Bounce rate has significant limitations—a user who reads your entire article and leaves satisfied counts as a bounce. Many analytics professionals now prefer engagement-based metrics instead.
Common Session Counting Problems
Problem 1: Bot Traffic Inflating Sessions
Bots and crawlers generate sessions too. Quality analytics tools filter known bots, but new or custom bots may slip through. Signs of bot traffic:
- Sessions with 0:00 duration from unusual locations
- Spikes in traffic with no corresponding business activity
- High session counts from datacenter IPs
Problem 2: Single-Page Apps Undercounting
Single-page applications (SPAs) built with React, Vue, or Angular don’t trigger traditional pageviews when navigating. Without proper configuration, an entire session might appear as one pageview.
Solution: Implement virtual pageview tracking when routes change.
Problem 3: Cross-Device Sessions
A user researches on their phone, then purchases on their laptop. Without user ID tracking, this appears as two separate visitors with two separate sessions—fragmenting the customer journey.
Privacy-first analytics typically don’t track across devices (by design), so keep this limitation in mind when analyzing user behavior.
Practical Tips for Session Analysis
Key Takeaways
Understanding sessions helps you interpret analytics data correctly:
- A session is a single visit, containing one or more pageviews from one user
- 30 minutes of inactivity ends a session (industry standard)

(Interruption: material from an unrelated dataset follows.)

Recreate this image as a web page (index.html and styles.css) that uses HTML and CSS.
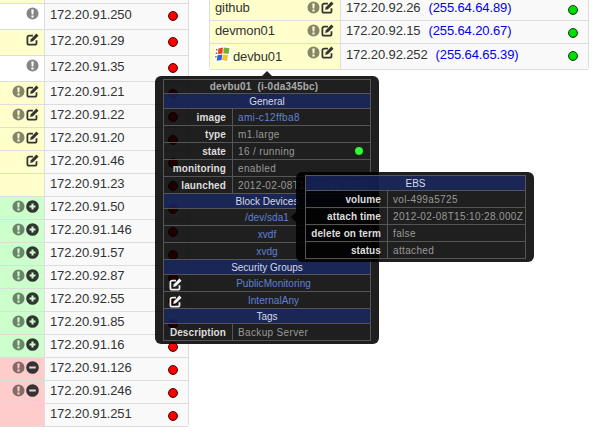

- Different tools count differently—midnight splits and source changes vary
- Session metrics have blind spots—single-page sessions show 0:00 duration
- Privacy-first tools track sessions without cookies, avoiding consent banner requirements
Sessions remain fundamental to web analytics, even as the industry shifts toward engagement-based metrics. By understanding how they work, you’ll make better decisions from your data—and avoid common misinterpretations that lead to wrong conclusions.